あとがきまで読んで驚いたのは、日本にもインテル国際学生科学フェアと提携している大会があるということ。たった2つだけだが、それでも日本人が出場していることに驚いた(本文にも一瞬だけ日本人の記述があった)。
ちなみに本書で取り上げているのはインテルISEFの2009で、この年は豚インフルエンザによる渡航自粛の影響で日本人出場者はいなかったらしい。ふ~ん。
2章 ゴミ捨て場の天才
本書では様々な子たちに密着しているが、私が1番印象に残った子を紹介しておく。
名前はギャレット。フェニックスのサイエンスフェア2005に登場した当時13歳の少年だ。
彼がフェアに持ち込んだ装置は、69個の炭酸飲料の空き缶と、車に使われていたラジエーターと、プレキシガラスでできていた。
一見してなんだかわからないこの装置について、“これは何か?”と審査員は当たり前のように質問する。
ギャレットは答えた。
“これは太陽エネルギーによって部屋を暖め、湯をわかすヒーターなんです”と。
ギャレットはアメリカ人だ。先進国において、2005年にわざわざ廃品を使ってそんなものを作る必要があるだろうか。
エアコンがある。ストーブやこたつもある。給湯器だってあるし、ポットやティファールもあるじゃないか。
日本で生まれ育った庶民の私はそう思う。
しかしギャレットは、サイエンスフェアに出場するためにわざわざ廃品を集めたのではない。私が当たり前に思っている文明の利器が、彼にはなかった。
自宅は穴だらけのトレーラーハウス。冬場は氷点下。お湯も無し。
なんて過酷な環境だろう。
けれどギャレットは、その過酷な環境で生きてきた。科学を学ぼうなんてそんな余裕はない。彼はただ、生きるために必死に考え、試行錯誤しただけなのだ。
そうして集めた廃品で、彼は温かい部屋と温かいお湯を手に入れた。喘息の発作で窒息しかける妹を救うことができた。
ギャレットはネイティブアメリカン、つまりインディアンだ。
アメリカでは、ギャレットのようなネイティブアメリカンの子どもたちと、それ以外の子どもたちの教育格差が問題になっている。

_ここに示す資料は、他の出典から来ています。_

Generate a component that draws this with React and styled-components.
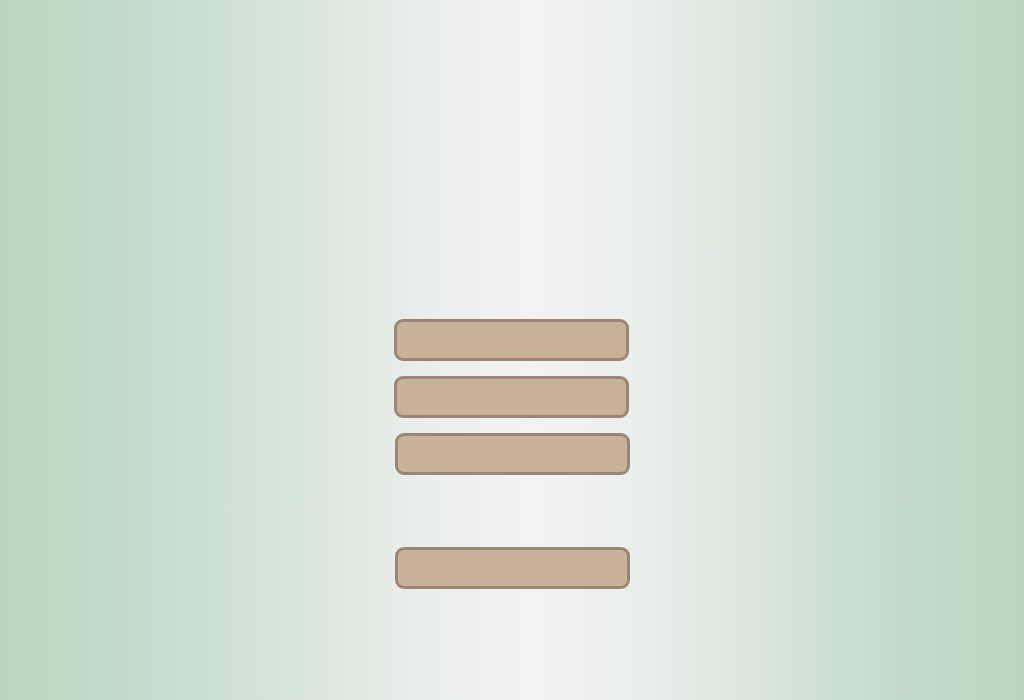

そこには様々な歴史的・文化的な要因があり事情は複雑で、簡単には解決できないだろう。
だからこそ、ギャレットの偉業にはとても大きな未来の可能性があった。
サイエンスフェアに出場することで、ギャレットの人生は大きく拓かれていく。
本書の中でギャレットは、12人の中の1人だ。
科学に対してまるで学のない私でも、この本を面白く読み切れた理由が少しは伝われば嬉しい。
世界は広く、様々な歴史と文化があり、人それぞれの事情がある。
そんな当たり前で見過ごしがちな現実を、少し身近に感じさせてくれる一冊であった。